**Stated exercise**
Retype only the lines from the top of the records to the line with "items-center justify-center bg-[#eeece1]", including that line but none of the pictures.

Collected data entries

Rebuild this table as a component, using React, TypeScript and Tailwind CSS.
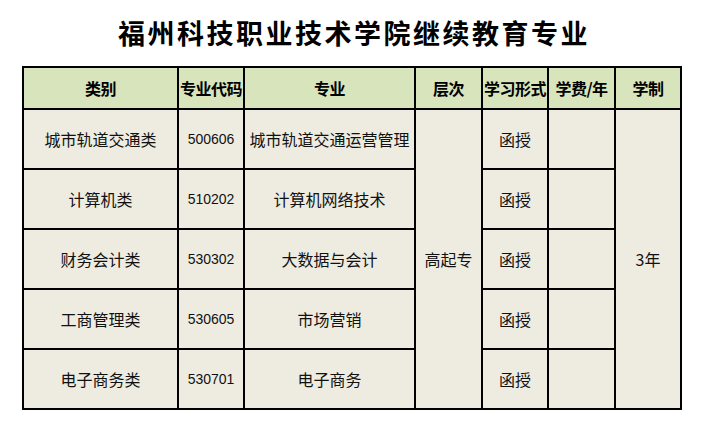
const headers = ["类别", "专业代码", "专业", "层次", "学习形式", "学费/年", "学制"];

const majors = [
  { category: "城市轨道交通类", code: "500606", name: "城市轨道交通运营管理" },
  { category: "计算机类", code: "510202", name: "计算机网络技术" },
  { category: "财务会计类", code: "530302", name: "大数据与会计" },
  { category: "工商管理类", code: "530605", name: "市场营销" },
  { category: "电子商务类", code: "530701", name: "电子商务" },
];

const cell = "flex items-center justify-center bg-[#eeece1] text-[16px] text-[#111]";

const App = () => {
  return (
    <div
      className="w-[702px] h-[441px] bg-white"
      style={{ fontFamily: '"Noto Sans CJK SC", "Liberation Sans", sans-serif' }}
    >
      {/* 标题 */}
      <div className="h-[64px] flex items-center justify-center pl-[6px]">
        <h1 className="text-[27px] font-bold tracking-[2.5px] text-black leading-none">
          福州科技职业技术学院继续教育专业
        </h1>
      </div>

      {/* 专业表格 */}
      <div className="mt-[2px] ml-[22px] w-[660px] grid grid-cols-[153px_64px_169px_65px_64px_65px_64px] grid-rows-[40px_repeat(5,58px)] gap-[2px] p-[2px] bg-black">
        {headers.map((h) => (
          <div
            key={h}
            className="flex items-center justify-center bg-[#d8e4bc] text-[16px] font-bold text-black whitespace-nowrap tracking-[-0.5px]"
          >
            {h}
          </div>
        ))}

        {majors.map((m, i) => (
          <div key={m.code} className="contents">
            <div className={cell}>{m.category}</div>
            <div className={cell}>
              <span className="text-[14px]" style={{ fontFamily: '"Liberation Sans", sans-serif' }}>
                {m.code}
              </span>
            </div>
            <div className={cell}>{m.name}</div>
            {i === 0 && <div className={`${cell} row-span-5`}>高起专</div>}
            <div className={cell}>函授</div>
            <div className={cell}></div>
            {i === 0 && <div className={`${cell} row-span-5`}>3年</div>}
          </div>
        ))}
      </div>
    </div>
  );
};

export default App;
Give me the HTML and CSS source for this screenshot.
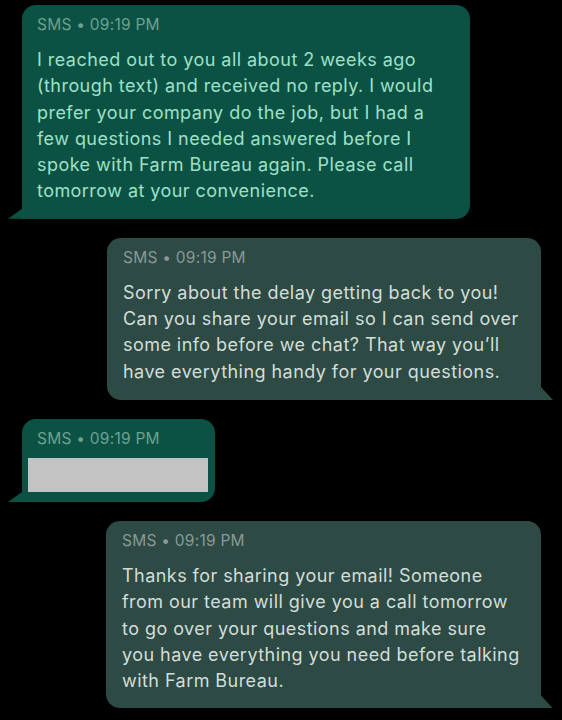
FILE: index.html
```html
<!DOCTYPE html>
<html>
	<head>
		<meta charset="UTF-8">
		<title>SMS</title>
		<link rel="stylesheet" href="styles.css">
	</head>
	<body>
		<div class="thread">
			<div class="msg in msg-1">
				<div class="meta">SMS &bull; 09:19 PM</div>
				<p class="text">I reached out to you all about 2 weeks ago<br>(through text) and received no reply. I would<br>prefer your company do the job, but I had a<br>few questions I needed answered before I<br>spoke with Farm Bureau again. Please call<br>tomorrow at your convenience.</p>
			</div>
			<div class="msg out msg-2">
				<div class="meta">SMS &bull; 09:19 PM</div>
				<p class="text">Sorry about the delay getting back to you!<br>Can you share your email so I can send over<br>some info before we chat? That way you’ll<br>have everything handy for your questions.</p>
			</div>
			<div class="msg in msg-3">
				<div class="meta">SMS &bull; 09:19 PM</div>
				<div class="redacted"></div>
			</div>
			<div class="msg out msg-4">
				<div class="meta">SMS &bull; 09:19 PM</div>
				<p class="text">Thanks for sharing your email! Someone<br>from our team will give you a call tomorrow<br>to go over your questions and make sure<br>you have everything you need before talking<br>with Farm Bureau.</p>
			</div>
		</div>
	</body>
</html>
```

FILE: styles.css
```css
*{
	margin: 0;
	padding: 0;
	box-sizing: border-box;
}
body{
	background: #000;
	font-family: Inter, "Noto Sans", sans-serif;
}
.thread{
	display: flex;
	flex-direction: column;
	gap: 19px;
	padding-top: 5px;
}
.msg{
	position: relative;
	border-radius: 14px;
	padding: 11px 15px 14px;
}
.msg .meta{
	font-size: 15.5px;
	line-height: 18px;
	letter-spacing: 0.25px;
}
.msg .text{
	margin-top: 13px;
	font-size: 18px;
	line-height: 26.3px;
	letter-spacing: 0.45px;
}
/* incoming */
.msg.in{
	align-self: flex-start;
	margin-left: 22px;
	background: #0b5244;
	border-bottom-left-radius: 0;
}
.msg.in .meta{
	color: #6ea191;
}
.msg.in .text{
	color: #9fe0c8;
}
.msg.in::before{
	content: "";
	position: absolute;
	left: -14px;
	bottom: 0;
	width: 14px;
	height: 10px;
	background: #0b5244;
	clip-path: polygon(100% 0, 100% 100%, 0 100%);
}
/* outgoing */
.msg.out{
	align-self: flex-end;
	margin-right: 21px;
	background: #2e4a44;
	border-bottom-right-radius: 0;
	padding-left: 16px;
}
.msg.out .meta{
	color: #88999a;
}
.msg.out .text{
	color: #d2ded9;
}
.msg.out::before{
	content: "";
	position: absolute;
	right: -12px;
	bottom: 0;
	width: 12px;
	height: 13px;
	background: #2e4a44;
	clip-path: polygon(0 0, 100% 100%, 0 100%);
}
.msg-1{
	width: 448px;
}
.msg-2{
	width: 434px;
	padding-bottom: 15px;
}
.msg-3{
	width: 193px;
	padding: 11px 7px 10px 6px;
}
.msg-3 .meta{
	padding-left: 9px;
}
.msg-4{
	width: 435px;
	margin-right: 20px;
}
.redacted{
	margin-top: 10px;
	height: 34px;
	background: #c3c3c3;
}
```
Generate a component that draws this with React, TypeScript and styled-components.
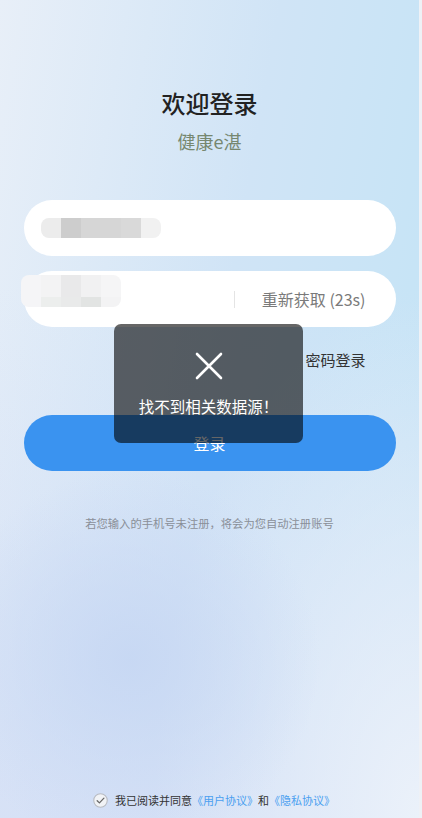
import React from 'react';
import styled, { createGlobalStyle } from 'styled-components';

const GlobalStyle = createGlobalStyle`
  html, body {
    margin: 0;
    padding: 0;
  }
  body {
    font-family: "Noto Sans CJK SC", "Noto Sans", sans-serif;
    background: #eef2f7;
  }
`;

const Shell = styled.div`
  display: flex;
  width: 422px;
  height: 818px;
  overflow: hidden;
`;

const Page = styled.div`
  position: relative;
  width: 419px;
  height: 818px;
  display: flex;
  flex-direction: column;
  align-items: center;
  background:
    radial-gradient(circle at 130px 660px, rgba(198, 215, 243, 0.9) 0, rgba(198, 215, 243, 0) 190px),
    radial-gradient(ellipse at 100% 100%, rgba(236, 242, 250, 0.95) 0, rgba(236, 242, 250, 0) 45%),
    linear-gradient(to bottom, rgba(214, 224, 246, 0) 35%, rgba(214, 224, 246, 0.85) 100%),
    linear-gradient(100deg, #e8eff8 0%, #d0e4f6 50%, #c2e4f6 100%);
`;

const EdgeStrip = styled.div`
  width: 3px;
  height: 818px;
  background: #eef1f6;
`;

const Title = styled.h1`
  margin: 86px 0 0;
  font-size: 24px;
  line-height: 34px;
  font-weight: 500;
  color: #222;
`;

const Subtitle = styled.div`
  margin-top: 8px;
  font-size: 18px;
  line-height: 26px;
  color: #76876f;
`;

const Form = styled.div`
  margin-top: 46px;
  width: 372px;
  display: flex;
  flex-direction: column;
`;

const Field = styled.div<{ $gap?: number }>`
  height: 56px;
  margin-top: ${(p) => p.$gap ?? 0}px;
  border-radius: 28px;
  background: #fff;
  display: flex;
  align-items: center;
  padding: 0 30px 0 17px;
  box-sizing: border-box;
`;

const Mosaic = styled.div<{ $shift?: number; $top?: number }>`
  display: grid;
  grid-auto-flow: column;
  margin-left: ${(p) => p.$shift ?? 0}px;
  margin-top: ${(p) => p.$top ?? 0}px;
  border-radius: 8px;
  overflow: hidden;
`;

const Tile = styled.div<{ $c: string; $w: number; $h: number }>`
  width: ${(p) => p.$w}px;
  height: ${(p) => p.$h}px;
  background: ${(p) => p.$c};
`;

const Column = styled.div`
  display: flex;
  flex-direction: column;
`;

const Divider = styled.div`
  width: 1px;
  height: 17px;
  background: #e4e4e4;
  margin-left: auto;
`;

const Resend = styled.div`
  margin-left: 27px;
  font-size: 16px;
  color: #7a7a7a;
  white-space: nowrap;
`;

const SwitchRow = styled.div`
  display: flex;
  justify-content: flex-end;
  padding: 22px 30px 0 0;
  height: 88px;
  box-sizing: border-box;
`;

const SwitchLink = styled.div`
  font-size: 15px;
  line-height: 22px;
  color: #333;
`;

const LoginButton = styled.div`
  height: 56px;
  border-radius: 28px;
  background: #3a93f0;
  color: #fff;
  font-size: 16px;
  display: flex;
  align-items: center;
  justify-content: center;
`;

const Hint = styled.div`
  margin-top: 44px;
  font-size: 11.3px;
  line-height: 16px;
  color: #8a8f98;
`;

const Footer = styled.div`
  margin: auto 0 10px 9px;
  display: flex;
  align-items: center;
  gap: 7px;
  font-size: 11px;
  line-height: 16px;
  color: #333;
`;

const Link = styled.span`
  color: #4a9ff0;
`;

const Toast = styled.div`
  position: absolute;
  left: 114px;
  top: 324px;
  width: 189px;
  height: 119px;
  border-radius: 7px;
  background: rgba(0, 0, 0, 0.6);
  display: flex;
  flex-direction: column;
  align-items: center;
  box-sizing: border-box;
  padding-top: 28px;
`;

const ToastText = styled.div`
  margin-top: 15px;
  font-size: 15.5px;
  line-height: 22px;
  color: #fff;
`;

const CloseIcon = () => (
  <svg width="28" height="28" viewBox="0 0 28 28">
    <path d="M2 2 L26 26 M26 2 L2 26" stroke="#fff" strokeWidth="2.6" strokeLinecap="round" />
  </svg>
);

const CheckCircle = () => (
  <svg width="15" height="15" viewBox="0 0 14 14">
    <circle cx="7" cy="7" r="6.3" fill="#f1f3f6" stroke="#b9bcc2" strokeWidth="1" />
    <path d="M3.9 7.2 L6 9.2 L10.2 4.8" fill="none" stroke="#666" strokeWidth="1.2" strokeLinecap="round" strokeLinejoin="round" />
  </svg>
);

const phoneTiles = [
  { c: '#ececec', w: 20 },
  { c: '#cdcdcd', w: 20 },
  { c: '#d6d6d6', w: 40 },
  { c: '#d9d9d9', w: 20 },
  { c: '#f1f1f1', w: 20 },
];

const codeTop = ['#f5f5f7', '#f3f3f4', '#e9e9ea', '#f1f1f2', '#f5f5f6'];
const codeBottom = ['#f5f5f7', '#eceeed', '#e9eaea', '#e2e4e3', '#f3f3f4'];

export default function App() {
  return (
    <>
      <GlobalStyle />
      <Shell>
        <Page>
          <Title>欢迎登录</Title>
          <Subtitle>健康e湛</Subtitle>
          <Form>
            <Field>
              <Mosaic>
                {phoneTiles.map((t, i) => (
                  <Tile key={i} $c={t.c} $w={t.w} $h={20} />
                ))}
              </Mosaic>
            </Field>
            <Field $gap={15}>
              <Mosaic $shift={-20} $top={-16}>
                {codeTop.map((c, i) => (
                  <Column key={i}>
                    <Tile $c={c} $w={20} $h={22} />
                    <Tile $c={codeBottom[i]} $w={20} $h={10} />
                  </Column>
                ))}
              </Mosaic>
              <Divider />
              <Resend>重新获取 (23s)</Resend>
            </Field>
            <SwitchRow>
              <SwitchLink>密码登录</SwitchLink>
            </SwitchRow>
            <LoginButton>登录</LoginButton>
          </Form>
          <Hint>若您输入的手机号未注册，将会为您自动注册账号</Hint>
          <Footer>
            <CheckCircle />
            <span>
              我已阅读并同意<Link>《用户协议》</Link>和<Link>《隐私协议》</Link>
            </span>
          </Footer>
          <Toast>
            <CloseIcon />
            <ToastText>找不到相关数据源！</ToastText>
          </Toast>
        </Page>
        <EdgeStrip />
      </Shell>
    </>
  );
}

**Reply to the exercise**
Rebuild this table as a component, using React, TypeScript and Tailwind CSS.
const headers = ["类别", "专业代码", "专业", "层次", "学习形式", "学费/年", "学制"];

const majors = [
  { category: "城市轨道交通类", code: "500606", name: "城市轨道交通运营管理" },
  { category: "计算机类", code: "510202", name: "计算机网络技术" },
  { category: "财务会计类", code: "530302", name: "大数据与会计" },
  { category: "工商管理类", code: "530605", name: "市场营销" },
  { category: "电子商务类", code: "530701", name: "电子商务" },
];

const cell = "flex items-center justify-center bg-[#eeece1] text-[16px] text-[#111]";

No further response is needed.